# AIM OF THE TASK
Quote every line below exactly and skip any picture.

-- START --

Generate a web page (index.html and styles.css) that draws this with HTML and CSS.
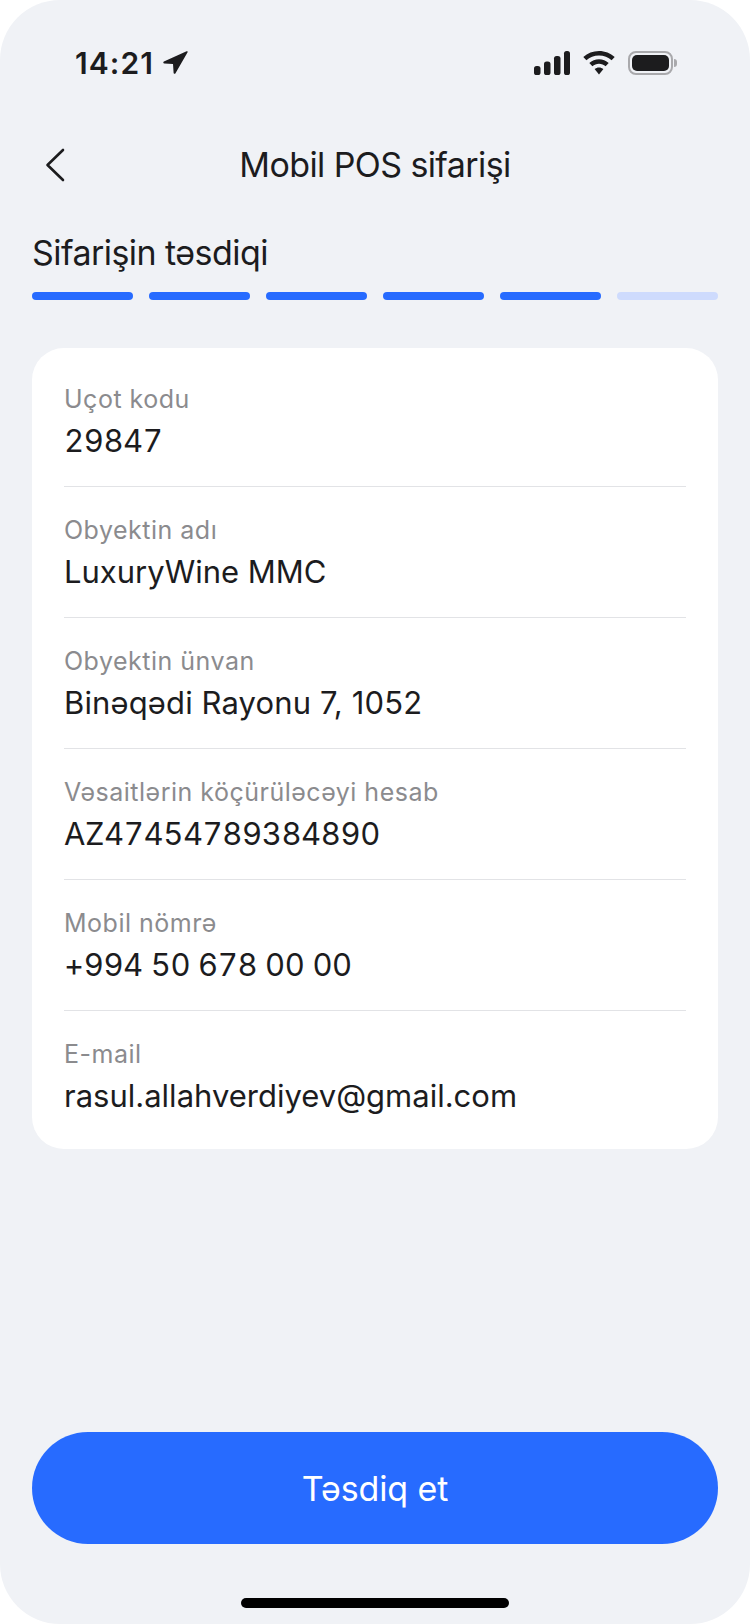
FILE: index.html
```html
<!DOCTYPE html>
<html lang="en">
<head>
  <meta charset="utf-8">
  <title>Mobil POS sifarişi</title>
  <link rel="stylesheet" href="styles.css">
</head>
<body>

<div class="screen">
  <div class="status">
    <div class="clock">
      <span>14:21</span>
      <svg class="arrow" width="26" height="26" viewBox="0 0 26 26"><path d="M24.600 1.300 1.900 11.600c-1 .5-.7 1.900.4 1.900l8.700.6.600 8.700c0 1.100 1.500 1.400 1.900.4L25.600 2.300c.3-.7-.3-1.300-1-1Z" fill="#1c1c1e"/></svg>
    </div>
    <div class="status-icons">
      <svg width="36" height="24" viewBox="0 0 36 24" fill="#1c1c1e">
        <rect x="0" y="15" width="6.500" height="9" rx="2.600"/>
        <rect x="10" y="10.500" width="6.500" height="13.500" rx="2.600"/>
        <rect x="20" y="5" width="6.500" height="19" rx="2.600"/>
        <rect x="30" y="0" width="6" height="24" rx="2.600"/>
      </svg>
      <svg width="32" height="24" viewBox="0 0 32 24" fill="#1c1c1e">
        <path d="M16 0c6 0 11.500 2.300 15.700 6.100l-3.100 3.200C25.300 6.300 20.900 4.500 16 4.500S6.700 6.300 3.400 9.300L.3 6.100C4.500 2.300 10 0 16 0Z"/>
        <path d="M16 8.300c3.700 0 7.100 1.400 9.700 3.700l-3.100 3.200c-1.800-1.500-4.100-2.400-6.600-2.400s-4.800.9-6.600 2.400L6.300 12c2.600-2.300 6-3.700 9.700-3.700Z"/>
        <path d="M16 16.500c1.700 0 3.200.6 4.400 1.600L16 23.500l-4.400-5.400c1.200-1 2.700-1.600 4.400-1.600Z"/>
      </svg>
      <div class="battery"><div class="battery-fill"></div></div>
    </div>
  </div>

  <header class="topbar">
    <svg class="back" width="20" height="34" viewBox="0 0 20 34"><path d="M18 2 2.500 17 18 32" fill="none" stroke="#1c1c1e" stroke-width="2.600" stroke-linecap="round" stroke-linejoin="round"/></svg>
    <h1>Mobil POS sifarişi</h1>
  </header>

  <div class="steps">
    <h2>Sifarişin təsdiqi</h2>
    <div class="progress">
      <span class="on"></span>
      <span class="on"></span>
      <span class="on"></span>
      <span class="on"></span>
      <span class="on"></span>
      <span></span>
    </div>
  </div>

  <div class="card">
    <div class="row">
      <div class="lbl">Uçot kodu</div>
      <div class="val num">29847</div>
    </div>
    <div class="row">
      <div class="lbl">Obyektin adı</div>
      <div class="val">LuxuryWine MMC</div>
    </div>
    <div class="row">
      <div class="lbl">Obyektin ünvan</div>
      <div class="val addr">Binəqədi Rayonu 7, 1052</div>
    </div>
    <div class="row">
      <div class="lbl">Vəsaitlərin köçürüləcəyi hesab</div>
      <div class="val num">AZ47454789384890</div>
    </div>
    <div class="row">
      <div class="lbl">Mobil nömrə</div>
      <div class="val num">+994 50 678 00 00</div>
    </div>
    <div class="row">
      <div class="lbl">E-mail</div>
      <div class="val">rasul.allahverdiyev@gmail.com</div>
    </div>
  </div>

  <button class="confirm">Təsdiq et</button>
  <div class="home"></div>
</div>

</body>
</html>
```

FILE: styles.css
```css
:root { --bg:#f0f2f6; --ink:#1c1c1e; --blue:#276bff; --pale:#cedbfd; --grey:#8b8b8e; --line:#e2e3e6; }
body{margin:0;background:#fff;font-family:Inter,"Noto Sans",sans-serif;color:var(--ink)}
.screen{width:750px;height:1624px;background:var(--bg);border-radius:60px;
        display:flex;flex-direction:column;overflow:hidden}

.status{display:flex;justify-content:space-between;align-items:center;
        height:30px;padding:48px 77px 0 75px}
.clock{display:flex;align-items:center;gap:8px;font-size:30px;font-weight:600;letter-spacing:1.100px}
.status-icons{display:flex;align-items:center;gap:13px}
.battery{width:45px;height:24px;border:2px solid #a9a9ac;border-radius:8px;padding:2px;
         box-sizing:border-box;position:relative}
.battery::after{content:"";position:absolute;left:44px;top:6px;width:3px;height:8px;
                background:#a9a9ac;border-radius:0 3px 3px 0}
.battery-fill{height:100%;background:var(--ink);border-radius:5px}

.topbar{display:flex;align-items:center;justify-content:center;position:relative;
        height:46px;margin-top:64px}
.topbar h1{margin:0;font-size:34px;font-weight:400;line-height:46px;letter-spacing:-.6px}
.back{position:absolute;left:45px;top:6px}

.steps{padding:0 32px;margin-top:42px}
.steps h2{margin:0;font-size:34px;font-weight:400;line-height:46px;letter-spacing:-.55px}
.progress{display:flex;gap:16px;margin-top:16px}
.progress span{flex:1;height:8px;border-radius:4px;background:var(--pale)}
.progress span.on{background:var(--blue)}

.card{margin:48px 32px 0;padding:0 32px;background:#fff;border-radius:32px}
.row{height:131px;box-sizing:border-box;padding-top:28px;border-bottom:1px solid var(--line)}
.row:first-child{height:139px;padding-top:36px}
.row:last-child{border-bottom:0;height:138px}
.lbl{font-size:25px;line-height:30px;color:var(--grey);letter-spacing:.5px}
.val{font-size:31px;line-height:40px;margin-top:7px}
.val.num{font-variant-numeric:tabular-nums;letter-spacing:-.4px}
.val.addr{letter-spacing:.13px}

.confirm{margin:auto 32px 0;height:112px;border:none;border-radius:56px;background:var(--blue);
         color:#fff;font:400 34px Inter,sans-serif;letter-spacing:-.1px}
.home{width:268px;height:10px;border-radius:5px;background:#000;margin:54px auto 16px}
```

-- END --

# EXERCISE RESULT
Generate a web page (index.html and styles.css) that draws this with HTML and CSS.
FILE: index.html
```html
<!DOCTYPE html>
<html lang="en">
<head>
  <meta charset="utf-8">
  <title>Mobil POS sifarişi</title>
  <link rel="stylesheet" href="styles.css">
</head>
<body>

<div class="screen">
  <div class="status">
    <div class="clock">
      <span>14:21</span>
      <svg class="arrow" width="26" height="26" viewBox="0 0 26 26"><path d="M24.600 1.300 1.900 11.600c-1 .5-.7 1.900.4 1.900l8.700.6.600 8.700c0 1.100 1.500 1.400 1.900.4L25.600 2.300c.3-.7-.3-1.300-1-1Z" fill="#1c1c1e"/></svg>
    </div>
    <div class="status-icons">
      <svg width="36" height="24" viewBox="0 0 36 24" fill="#1c1c1e">
        <rect x="0" y="15" width="6.500" height="9" rx="2.600"/>
        <rect x="10" y="10.500" width="6.500" height="13.500" rx="2.600"/>
        <rect x="20" y="5" width="6.500" height="19" rx="2.600"/>
        <rect x="30" y="0" width="6" height="24" rx="2.600"/>
      </svg>
      <svg width="32" height="24" viewBox="0 0 32 24" fill="#1c1c1e">
        <path d="M16 0c6 0 11.500 2.300 15.700 6.100l-3.100 3.200C25.300 6.300 20.900 4.500 16 4.500S6.700 6.300 3.400 9.300L.3 6.100C4.500 2.300 10 0 16 0Z"/>
        <path d="M16 8.300c3.700 0 7.100 1.400 9.700 3.700l-3.100 3.200c-1.800-1.500-4.100-2.400-6.600-2.400s-4.800.9-6.600 2.400L6.300 12c2.600-2.300 6-3.700 9.700-3.700Z"/>
        <path d="M16 16.500c1.700 0 3.200.6 4.400 1.600L16 23.500l-4.400-5.400c1.200-1 2.700-1.600 4.400-1.600Z"/>
      </svg>
      <div class="battery"><div class="battery-fill"></div></div>
    </div>
  </div>

  <header class="topbar">
    <svg class="back" width="20" height="34" viewBox="0 0 20 34"><path d="M18 2 2.500 17 18 32" fill="none" stroke="#1c1c1e" stroke-width="2.600" stroke-linecap="round" stroke-linejoin="round"/></svg>
    <h1>Mobil POS sifarişi</h1>
  </header>

  <div class="steps">
    <h2>Sifarişin təsdiqi</h2>
    <div class="progress">
      <span class="on"></span>
      <span class="on"></span>
      <span class="on"></span>
      <span class="on"></span>
      <span class="on"></span>
      <span></span>
    </div>
  </div>

  <div class="card">
    <div class="row">
      <div class="lbl">Uçot kodu</div>
      <div class="val num">29847</div>
    </div>
    <div class="row">
      <div class="lbl">Obyektin adı</div>
      <div class="val">LuxuryWine MMC</div>
    </div>
    <div class="row">
      <div class="lbl">Obyektin ünvan</div>
      <div class="val addr">Binəqədi Rayonu 7, 1052</div>
    </div>
    <div class="row">
      <div class="lbl">Vəsaitlərin köçürüləcəyi hesab</div>
      <div class="val num">AZ47454789384890</div>
    </div>
    <div class="row">
      <div class="lbl">Mobil nömrə</div>
      <div class="val num">+994 50 678 00 00</div>
    </div>
    <div class="row">
      <div class="lbl">E-mail</div>
      <div class="val">rasul.allahverdiyev@gmail.com</div>
    </div>
  </div>

  <button class="confirm">Təsdiq et</button>
  <div class="home"></div>
</div>

</body>
</html>
```

FILE: styles.css
```css
:root { --bg:#f0f2f6; --ink:#1c1c1e; --blue:#276bff; --pale:#cedbfd; --grey:#8b8b8e; --line:#e2e3e6; }
body{margin:0;background:#fff;font-family:Inter,"Noto Sans",sans-serif;color:var(--ink)}
.screen{width:750px;height:1624px;background:var(--bg);border-radius:60px;
        display:flex;flex-direction:column;overflow:hidden}

.status{display:flex;justify-content:space-between;align-items:center;
        height:30px;padding:48px 77px 0 75px}
.clock{display:flex;align-items:center;gap:8px;font-size:30px;font-weight:600;letter-spacing:1.100px}
.status-icons{display:flex;align-items:center;gap:13px}
.battery{width:45px;height:24px;border:2px solid #a9a9ac;border-radius:8px;padding:2px;
         box-sizing:border-box;position:relative}
.battery::after{content:"";position:absolute;left:44px;top:6px;width:3px;height:8px;
                background:#a9a9ac;border-radius:0 3px 3px 0}
.battery-fill{height:100%;background:var(--ink);border-radius:5px}

.topbar{display:flex;align-items:center;justify-content:center;position:relative;
        height:46px;margin-top:64px}
.topbar h1{margin:0;font-size:34px;font-weight:400;line-height:46px;letter-spacing:-.6px}
.back{position:absolute;left:45px;top:6px}

.steps{padding:0 32px;margin-top:42px}
.steps h2{margin:0;font-size:34px;font-weight:400;line-height:46px;letter-spacing:-.55px}
.progress{display:flex;gap:16px;margin-top:16px}
.progress span{flex:1;height:8px;border-radius:4px;background:var(--pale)}
.progress span.on{background:var(--blue)}

.card{margin:48px 32px 0;padding:0 32px;background:#fff;border-radius:32px}
.row{height:131px;box-sizing:border-box;padding-top:28px;border-bottom:1px solid var(--line)}
.row:first-child{height:139px;padding-top:36px}
.row:last-child{border-bottom:0;height:138px}
.lbl{font-size:25px;line-height:30px;color:var(--grey);letter-spacing:.5px}
.val{font-size:31px;line-height:40px;margin-top:7px}
.val.num{font-variant-numeric:tabular-nums;letter-spacing:-.4px}
.val.addr{letter-spacing:.13px}

.confirm{margin:auto 32px 0;height:112px;border:none;border-radius:56px;background:var(--blue);
         color:#fff;font:400 34px Inter,sans-serif;letter-spacing:-.1px}
.home{width:268px;height:10px;border-radius:5px;background:#000;margin:54px auto 16px}
```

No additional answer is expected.